His research ranges from studying the impact of the specialized Urban Educators Cohort Program for future teachers, to evaluating a school academy for homeless youth in Detroit and exploring what makes single-sex learning spaces effective for black males. Classes and programs exclusively for black males are growing as a way to meet the particular needs of the population, he says, but not all are effective.
California is one place where this trend is emerging. Not surprisingly, Mr. Lindsey is a pioneer. In a freshman life skills course he teaches specifically for African American males, Mr. Lindsey has been able to improve achievement for students by almost three grade levels. Although high school graduation rates remain alarmingly low for black males in much of the state, at least 85 percent of the students in Mr. Lindsey’s forensics program go on to four-year colleges. About 200 kids participate.
As an educational researcher, Flennaugh has often returned to Logan High School to study the factors that make those giant leaps—and subsequent opportunities—possible. While there, he reconnects with his mentor and gives him pointers on assessment and data collection.

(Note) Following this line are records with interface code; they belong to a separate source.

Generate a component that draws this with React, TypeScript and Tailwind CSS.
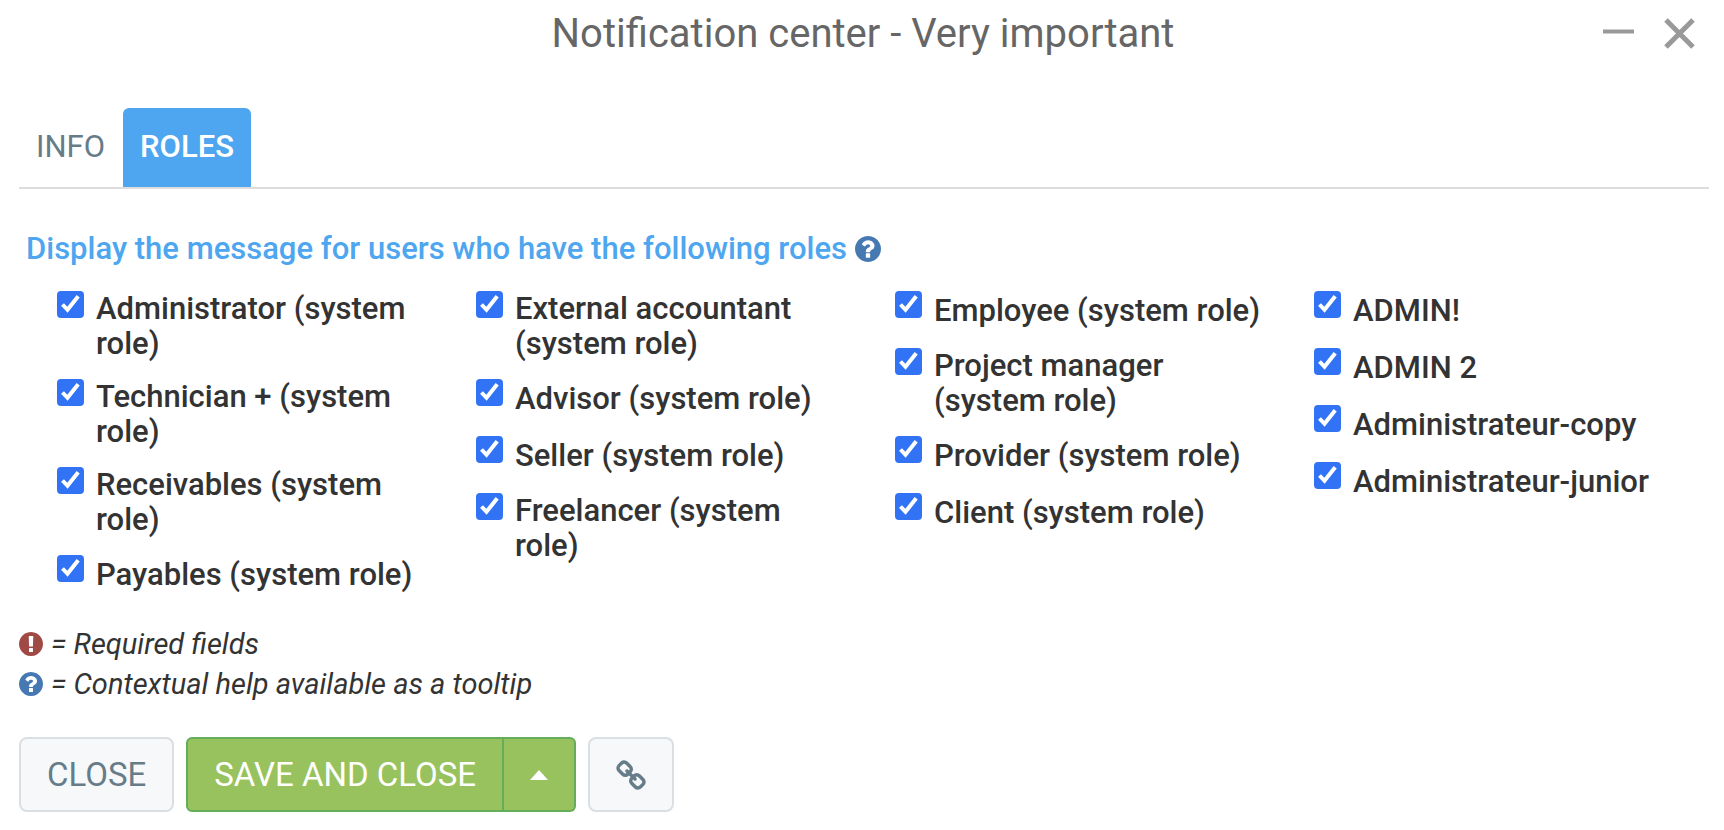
import React, { useState } from 'react';

const roleColumns = [
  [
    'Administrator (system role)',
    'Technician + (system role)',
    'Receivables (system role)',
    'Payables (system role)',
  ],
  [
    'External accountant (system role)',
    'Advisor (system role)',
    'Seller (system role)',
    'Freelancer (system role)',
  ],
  [
    'Employee (system role)',
    'Project manager (system role)',
    'Provider (system role)',
    'Client (system role)',
  ],
  ['ADMIN!', 'ADMIN 2', 'Administrateur-copy', 'Administrateur-junior'],
];

const QuestionIcon: React.FC<{ className: string }> = ({ className }) => (
  <svg viewBox="0 0 1536 1536" className={className} fill="#4678b2" aria-hidden="true">
    <path d="M896 1248v-192q0-14-9-23t-23-9H672q-14 0-23 9t-9 23v192q0 14 9 23t23 9h192q14 0 23-9t9-23zm256-672q0-88-55.500-163T958 297t-170-41q-243 0-371 213-15 24 8 42l132 100q7 6 19 6 16 0 25-12 53-68 86-92 34-24 86-24 48 0 85.500 26t37.500 59q0 38-20 61t-68 45q-63 28-115.500 86.500T640 892v36q0 14 9 23t23 9h192q14 0 23-9t9-23q0-19 21.500-49.500T972 829q32-18 49-28.500t46-35 44.500-48 28-60.500 12.500-81zm384 192q0 209-103 385.500T1153.500 1433 768 1536t-385.500-103T103 1153.500 0 768t103-385.500T382.500 103 768 0t385.500 103T1433 382.500 1536 768z" />
  </svg>
);

const ExclamationIcon: React.FC<{ className: string }> = ({ className }) => (
  <svg viewBox="0 0 1536 1536" className={className} fill="#a04a45" aria-hidden="true">
    <path d="M768 0q209 0 385.500 103T1433 382.500 1536 768t-103 385.500-279.500 279.500T768 1536t-385.500-103T103 1153.500 0 768t103-385.500T382.500 103 768 0zm128 1247v-190q0-14-9-23.500t-22-9.500H673q-13 0-23 10t-10 23v190q0 13 10 23t23 10h192q13 0 22-9.500t9-23.500zm-2-344l18-621q0-12-10-18-10-8-24-8H658q-14 0-24 8-10 6-10 18l17 621q0 10 10 17.500t24 7.500h185q14 0 23.500-7.500T894 903z" />
  </svg>
);

const LinkIcon: React.FC = () => (
  <svg viewBox="0 0 1664 1664" className="size-[30px]" fill="currentColor" aria-hidden="true">
    <path d="M1456 1216q0-40-28-68l-208-208q-28-28-68-28-42 0-72 32 3 3 19 18.500t21.500 21.500 15 19 13 25.500 3.500 27.500q0 40-28 68t-68 28q-15 0-27.500-3.500t-25.500-13-19-15-21.500-21.500-18.500-19q-33 31-33 73 0 40 28 68l206 207q27 27 68 27 40 0 68-26l147-146q28-28 28-67zM753 511q0-40-28-68L519 236q-28-28-68-28-39 0-68 27L236 381q-28 28-28 67 0 40 28 68l208 208q27 27 68 27 42 0 72-31-3-3-19-18.500T543.500 680t-15-19-13-25.500T512 608q0-40 28-68t68-28q15 0 27.500 3.500t25.500 13 19 15 21.500 21.500 18.500 19q33-31 33-74zm895 705q0 120-85 203l-147 146q-83 83-203 83-121 0-204-85l-206-207q-83-83-83-203 0-123 88-209l-88-88q-86 88-208 88-120 0-204-84L100 652Q16 568 16 448t85-203L248 99q83-83 203-83 121 0 204 85l206 207q83 83 83 203 0 123-88 209l88 88q86-88 208-88 120 0 204 84l208 208q84 84 84 204z" />
  </svg>
);

const RoleCheckbox: React.FC<{ label: string }> = ({ label }) => (
  <label className="flex gap-3 text-[31px] leading-[35px] font-medium text-[#333333]">
    <span className="grid size-[27px] shrink-0">
      <input
        type="checkbox"
        defaultChecked
        className="peer col-start-1 row-start-1 size-[27px] appearance-none rounded border-2 border-[#8a8a8a] checked:border-[#3273f6] checked:bg-[#3273f6]"
      />
      <svg
        viewBox="0 0 27 27"
        className="pointer-events-none col-start-1 row-start-1 hidden size-[27px] peer-checked:block"
        fill="none"
        stroke="white"
        strokeWidth="4"
        aria-hidden="true"
      >
        <path d="M5.500 13.500L10.500 18.800L21.200 5.300" />
      </svg>
    </span>
    <span className="flex min-h-[39px] items-center">{label}</span>
  </label>
);

const App: React.FC = () => {
  const [tab, setTab] = useState('ROLES');

  return (
    <div className="bg-white px-[19px] pb-4 font-[Roboto,sans-serif] text-[#333333]">
      <header className="flex h-[68px] items-center">
        <div className="flex-1 pl-3" />
        <h1 className="text-[40px] leading-[48px] text-[#666666]">
          Notification center - Very important
        </h1>
        <div className="flex flex-1 justify-end gap-7 pr-2.5 text-[#999999]">
          <button type="button" aria-label="Minimize">
            <svg viewBox="0 0 32 32" className="size-8" stroke="currentColor" strokeWidth="4">
              <path d="M0 13.500h31" />
            </svg>
          </button>
          <button type="button" aria-label="Close window">
            <svg viewBox="0 0 32 32" className="size-8" stroke="currentColor" strokeWidth="5">
              <path d="M3 2l27 27M30 2L3 29" />
            </svg>
          </button>
        </div>
      </header>

      <nav className="mt-10 mr-[-4px] flex gap-px border-b-2 border-[#dddddd]">
        {['INFO', 'ROLES'].map((name) => (
          <button
            key={name}
            type="button"
            onClick={() => setTab(name)}
            className={
              tab === name
                ? 'h-[79px] rounded-t-md bg-[#4da6ef] px-[17px] text-[31px] font-medium text-white'
                : 'h-[79px] rounded-t-md px-[17px] text-[31px] text-[#667c89]'
            }
          >
            {name}
          </button>
        ))}
      </nav>

      <section className="pt-10 pl-[7px]">
        <h2 className="flex items-center gap-2 text-[31px] leading-10 font-medium text-[#4da6ef]">
          Display the message for users who have the following roles
          <QuestionIcon className="size-[26px]" />
        </h2>
        <div className="mt-[22px] grid grid-cols-4 gap-[50px] pr-[22px] pl-[31px]">
          {roleColumns.map((roles, index) => (
            <div key={index} className="flex flex-col gap-[18px]">
              {roles.map((role) => (
                <RoleCheckbox key={role} label={role} />
              ))}
            </div>
          ))}
        </div>
      </section>

      <div className="mt-[30px] text-[29px] leading-10 italic">
        <p className="flex items-center gap-2">
          <ExclamationIcon className="size-6" />= Required fields
        </p>
        <p className="flex items-center gap-2">
          <QuestionIcon className="size-6" />= Contextual help available as a tooltip
        </p>
      </div>

      <footer className="mt-[33px] flex h-[75px] gap-3 text-[33px]">
        <button
          type="button"
          className="rounded-lg border-2 border-[#d9dfe3] bg-[#f6f8fa] px-[26px] text-[#667c89]"
        >
          CLOSE
        </button>
        <div className="flex text-white">
          <button
            type="button"
            className="rounded-l-md border-2 border-[#66ad59] bg-[#98c25d] px-[26px]"
          >
            SAVE AND CLOSE
          </button>
          <button
            type="button"
            aria-label="More save options"
            className="rounded-r-md border-2 border-l-0 border-[#66ad59] bg-[#98c25d] px-[26px]"
          >
            <svg viewBox="0 0 18 10" className="h-[10px] w-[18px]" fill="currentColor">
              <path d="M9 0l9 10H0z" />
            </svg>
          </button>
        </div>
        <button
          type="button"
          aria-label="Copy link"
          className="rounded-lg border-2 border-[#d9dfe3] bg-[#f6f8fa] px-[26px] text-[#667c89]"
        >
          <LinkIcon />
        </button>
      </footer>
    </div>
  );
};

export default App;
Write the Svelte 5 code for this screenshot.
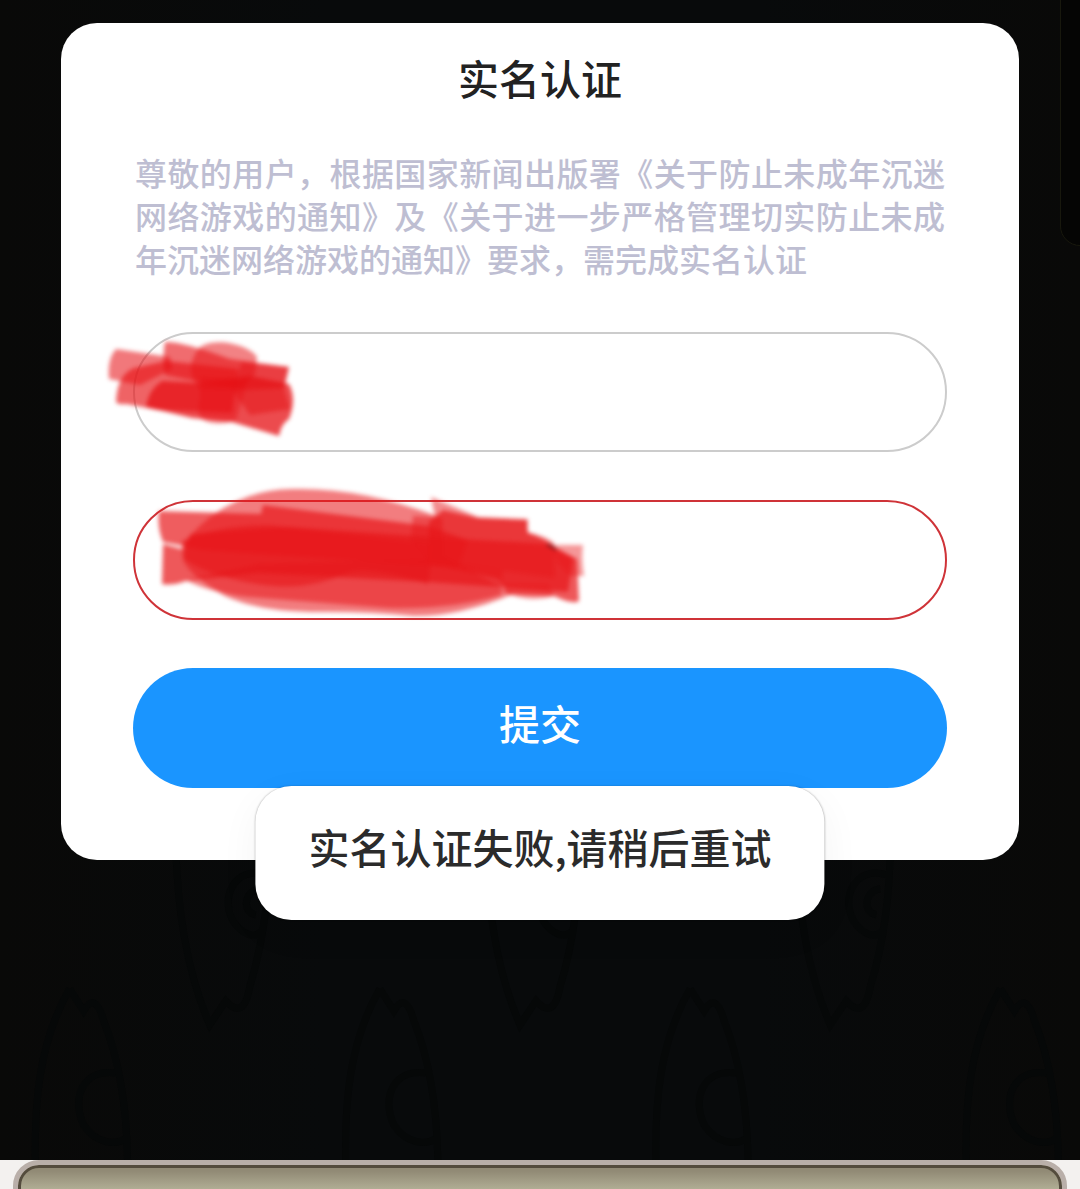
<script>
  let name = $state('');
  let idNumber = $state('');

  const flames = [
    { x: 30, y: 980 }, { x: 340, y: 980 }, { x: 650, y: 980 }, { x: 960, y: 980 },
  ];
  const drops = [{ x: 172, y: 840 }, { x: 482, y: 840 }, { x: 792, y: 840 }];
</script>

<div class="page">
  <main class="scene">
    <svg class="pattern" viewBox="0 0 1080 1159" preserveAspectRatio="xMidYMin slice" aria-hidden="true">
      {#each flames as f}
        <path transform="translate({f.x} {f.y})" d="M40 8C10 60 4 120 6 190M40 8L54 30Q66 10 74 40Q98 100 98 190M86 92C52 88 42 118 54 144C66 162 86 166 98 156" />
      {/each}
      {#each drops as d}
        <path transform="translate({d.x} {d.y})" d="M4 0Q6 110 38 184L54 160Q72 180 78 146Q98 80 98 0M94 34C62 24 46 60 64 84C76 98 86 96 92 88M88 48C72 50 70 72 84 74" />
      {/each}
    </svg>
    <div class="side-tab" aria-hidden="true"></div>

    <div class="dialog-wrap">
      <form class="dialog" aria-labelledby="dialog-title" onsubmit={(e) => e.preventDefault()}>
        <h1 id="dialog-title">实名认证</h1>
        <p>尊敬的用户，根据国家新闻出版署《关于防止未成年沉迷网络游戏的通知》及《关于进一步严格管理切实防止未成年沉迷网络游戏的通知》要求，需完成实名认证</p>

        <div class="field">
          <input type="text" aria-label="姓名" bind:value={name} />
          <svg class="scribble name" viewBox="0 0 200 110" aria-hidden="true">
            <g fill="#e61216">
              <path opacity=".57" d="M16 20Q7 30 9 50L40 56L72 40L70 28Z" />
              <path opacity=".66" d="M34 39Q17 46 16 73Q18 76 26 75L58 81L132 84L138 40L66 32Z" />
              <path opacity=".62" d="M65 13Q62 28 65 46L142 61L184 59L189 38L130 30Q82 12 65 13Z" />
              <path opacity=".53" d="M100 18C118 7 150 17 157 28L155 45L140 60H100Q82 40 100 18Z" />
              <path opacity=".76" d="M62 52Q49 60 46 78L92 89L132 93L179 107Q181 95 189 90Q197 70 189 55L150 47L99 54Z" />
              <path opacity=".45" d="M100 48L148 50L136 91Q118 98 103 91Q96 86 100 69Z" />
              <path opacity=".5" d="M142 33L189 38L184 59L190 80L150 86L132 60Z" />
            </g>
          </svg>
        </div>

        <div class="field invalid">
          <input type="text" aria-label="身份证号" aria-invalid="true" bind:value={idNumber} />
          <svg class="scribble id" viewBox="0 0 440 140" aria-hidden="true">
            <g fill="#e8181b">
              <path opacity=".56" d="M30 58Q72 10 134 9Q205 7 284 38L286 76L355 114Q300 137 255 136Q215 132 170 132Q103 133 67 116Q32 96 25 80Z" />
              <path opacity=".7" d="M1 31Q-1 47 5 62L45 70L300 88L310 60L270 46L105 25L103 34Z" />
              <path opacity=".72" d="M5 64L4 104Q14 106 28 101L100 93L270 102L410 112L415 78L390 64L285 58L130 47L33 54L24 69Z" />
              <path opacity=".6" d="M24 61Q62 45 111 45L275 65L270 104Q206 84 187 94Q145 113 93 103Q48 95 25 78Z" />
              <path opacity=".55" d="M28 100L101 84L274 79L345 90L343 115Q292 130 230 128L90 117Q50 112 28 100Z" />
              <path opacity=".5" d="M273 17L277 37L255 36L253 60L270 80L397 98L396 63Q388 56 369 52L370 39L320 37Z" />
              <path opacity=".72" d="M285 30L320 38L369 40L370 53Q388 59 398 68L419 79L421 121Q415 125 396 116L350 114L341 99L270 83L271 42Z" />
              <path opacity=".45" d="M392 65H425Q423 77 426 96L412 96L400 83ZM344 111Q370 124 396 116L390 104H344Z" />
            </g>
            <path d="M389 65Q395 66 398 70" fill="none" stroke="#641318" stroke-width="2" />
          </svg>
        </div>

        <button type="submit">提交</button>
      </form>
      <div class="toast" role="alert">实名认证失败,请稍后重试</div>
    </div>
  </main>

  <footer class="tray"><div class="tray-frame"></div></footer>
</div>

<style>
  :global(body) {
    margin: 0;
    background: #080909;
  }
  .page {
    display: flex;
    flex-direction: column;
    min-height: 100vh;
    font-family: "Noto Sans CJK SC", sans-serif;
    font-weight: 500;
  }
  .scene {
    position: relative;
    flex: 1;
    overflow: hidden;
    padding: 23px 61px 300px;
    background: linear-gradient(90deg, #090908, #080a0b 30%, #080a0b 70%, #090908);
    box-sizing: border-box;
  }
  .pattern {
    position: absolute;
    inset: 0;
    width: 100%;
    height: 100%;
    fill: none;
    stroke: #060808;
    stroke-width: 7;
  }
  .side-tab {
    position: absolute;
    top: -20px;
    right: -20px;
    width: 38px;
    height: 264px;
    border: 1px solid #18180d;
    border-radius: 22px;
    background: #050504;
  }
  .dialog-wrap {
    position: relative;
  }
  .dialog {
    display: flex;
    flex-direction: column;
    padding: 26px 72px 72px;
    border-radius: 36px;
    background: #fff;
  }
  h1 {
    margin: 0;
    color: #222;
    font-size: 41px;
    line-height: 56px;
    font-weight: 500;
    text-align: center;
  }
  p {
    margin: 46px 2px 52px;
    color: #bebed2;
    font-size: 32px;
    line-height: 43px;
    text-align: justify;
  }
  .field {
    position: relative;
    display: flex;
    margin-bottom: 48px;
  }
  input {
    flex: 1;
    min-width: 0;
    height: 120px;
    box-sizing: border-box;
    padding: 0 48px;
    border: 2px solid #ccc;
    border-radius: 60px;
    background: #fff;
    color: #222;
    font: inherit;
    font-size: 32px;
    outline: none;
  }
  .invalid input {
    border-color: #cf3338;
  }
  .scribble {
    position: absolute;
    pointer-events: none;
    overflow: visible;
    filter: blur(2px);
  }
  .scribble.name {
    left: -33px;
    top: -3px;
    width: 200px;
    height: 110px;
  }
  .scribble.id {
    left: 25px;
    top: -20px;
    width: 440px;
    height: 140px;
  }
  button {
    height: 120px;
    padding: 0 0 12px;
    border: 0;
    border-radius: 60px;
    background: #1a95ff;
    color: #fff;
    font: inherit;
    font-size: 41px;
    cursor: pointer;
  }
  .toast {
    position: absolute;
    left: 50%;
    bottom: -60px;
    transform: translateX(-50%);
    padding: 32px 53px 46px;
    border-radius: 36px;
    background: #fff;
    box-shadow: 0 0 2px #0004, 0 12px 40px #0000000c;
    color: #2b2b2b;
    font-size: 41px;
    line-height: 56px;
    white-space: nowrap;
  }
  .tray {
    height: 30px;
    overflow: hidden;
    padding: 0 13px;
    background: #f3f1ef;
  }
  .tray-frame {
    height: 80px;
    box-sizing: border-box;
    border: 5px solid #b9afa9;
    border-radius: 26px;
    background: linear-gradient(#918a75 6px, #b0ad94 24px);
    box-shadow: inset 0 0 0 3px #544c3d;
  }
</style>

When Mr. Lindsey retires next year after 40 years in education, he says he will remember what he and his students endured: all-white forensics teams assuming they could not compete, judges dozing off while they were performing, even restaurants refusing to serve them in suburban neighborhoods.
He will also take pride in knowing what some of his star pupils have achieved in life—and the lives they have yet to change.
“All the hard work that goes into it, it all pays off when you see someone like Terry make it through the cracks,” said Mr. Lindsey, who believes the education field will be “stymied” by Flennaugh’s contributions as a scholar.
“Michigan State is fortunate to have the kind of mentor he is going to be to future teachers … You can’t learn to be a teacher through a textbook—it has to come from the heart.”